Não
sei se para ouvir essa orquestra será necessário receber um convite. Penso que
não. Quem tem ouvidos para ouvir que ouça.
Todos
os dias alguém dá o tom e a música começa, mas não é nenhum Mozart ou Strauss
com sua belíssima “ Danúbio Azul”. São as graciosas cigarras que se agrupam e
entoam o seu canto.
Fico
imaginando o regente dessa linda orquestra que parece o sambinha de uma nota
só.
Lembro-me,
então, da antiga historinha da Cigarra e da Formiga que tanto nos contaram
quando éramos crianças ainda, com o intuito moralizante: enquanto as formigas
trabalhavam exaustivamente, armazenando alimento para o inverno, as cigarras só
cantavam, acreditando estarem alegrando os céus com um “Hino ao Amor” e
agradando a todos os ouvintes.
Se
há tanto tempo não faziam nada e só queriam mesmo cantar para passar o tempo,
habituaram-se à rotina cantante e, segundo o velho ditado, “quem só aprendeu a
fazer nada, depois de ter aprendido tal ofício, dificilmente se livrará dele”.
E
sabem do melhor?
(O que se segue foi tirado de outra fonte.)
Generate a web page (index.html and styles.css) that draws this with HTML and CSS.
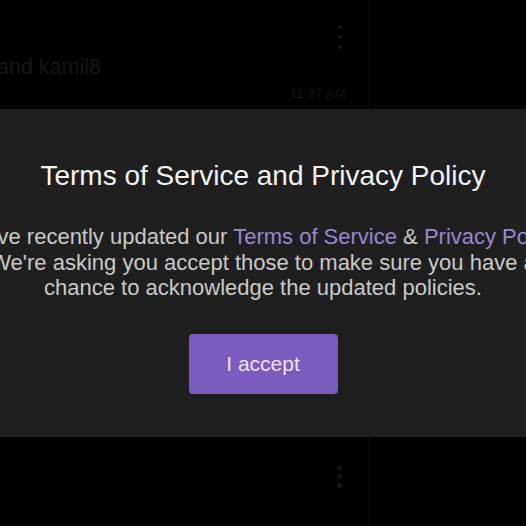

Esse grito todo que
ouvimos é dos machos que gritam assim para atrair as fêmeas, e elas têm um
canto muito baixo... depois dizem que as mulheres é que falam muito....
E
quanto as suas contraparentes, as pobres formigas? Além de trabalharem tanto
não tinham outra escolha a não ser ouvir o canto exasperante das cigarras.
Hoje,
não ouço mais as histórias; vejo-as no real. As formigas, mostrando-se
cumpridoras de seu dever, entram em nossas casas, vasculham doces, bolos e
gostam até de pizza.
Nada
lhes passa despercebido e, não adianta querer acabar com elas. Você mata umas e
outras aparecem em dobro como se brotassem uma após a outra num piscar de
olhos.
As
cigarras não ficam atrás. Deixe alguma janela aberta no cair da tarde e você
vai ouvir bem de perto uma das participantes da grande orquestra fazendo solo
no mais alto grau, bem ao seu ouvido.
Elas
se agrupam nas árvores... seu lugar preferido. Ah! E não passe por baixo, pois
é bem possível você receber umas boas gotas de suas necessidades caírem-lhe
pelos braços. Sem nenhum acanhamento, elas brincam, cantam e se enveredam por
espaços que não fazem parte do seu habitat. Vez que outra morrem; não conseguem se libertar de algumas quedas.
Quantas
seriam necessárias para fazer um barulho tão alto? Quem ouve pensa que muitas,
mas uma só já mostra uma potência de garganta que ensurdece.
Dizem
que cantam para chamar a chuva, mas será que essa chuva fica tão longe assim
para terem de gritar o dia inteiro? Santo Deus!
Dizem
também que cantam até estourar; aí quedam-se. Por que tanto masoquismo? Será
que têm consciência do que fazem?
E
quando vem a chuva, onde será que se escondem? Ou ficam se molhando ao sabor do
vento?
Não
sei se alguém já procurou saber sobre isso; já li que entre os insetos, as
cigarras são as únicas que produzem o som estridente que todos conhecem. Algumas das espécies
maiores conseguem atingir os 120 decibéis com facilidade,
enquanto outras menores realizam a proeza de alcançar uma sonoridade tão aguda
que seu canto simplesmente não é percebido pelo ouvido humano, embora cães e outros animais possam chegar a uivar de dor por causa dele.
As
cigarras estão presentes em quase todas as regiões do mundo, tanto em climas
quentes como frios e existem mais de 1 500 tipos diferentes delas. Normalmente, são encontrados em regiões de
florestas tropicais, mas também
podem ser encontrados em outros tipos de vegetações.
Seu
desenvolvimento completo pode durar de 1 a 17 anos. As ninfas vivem enterradas
até a maturação, enquanto os adultos habitam árvores e plantas, alimentando-se
da seiva. Assim como os cupins, as cigarras estão entre os insetos mais
longevos do planeta.
Sabemos
ainda que sua importância no ecossistema é positiva, por um lado, por servir de
alimento para os predadores e, negativa, por outro, porque constitui-se em
pragas de algumas culturas.
Mas,
prefiro ficar só com as lembranças da historinha que remete a um bom tempo da
áurea vida que não volta mais. E como também gosto de cantar envolvo-me no tom
e dou o meu troco. Não a ponto de estourar. Mas canto.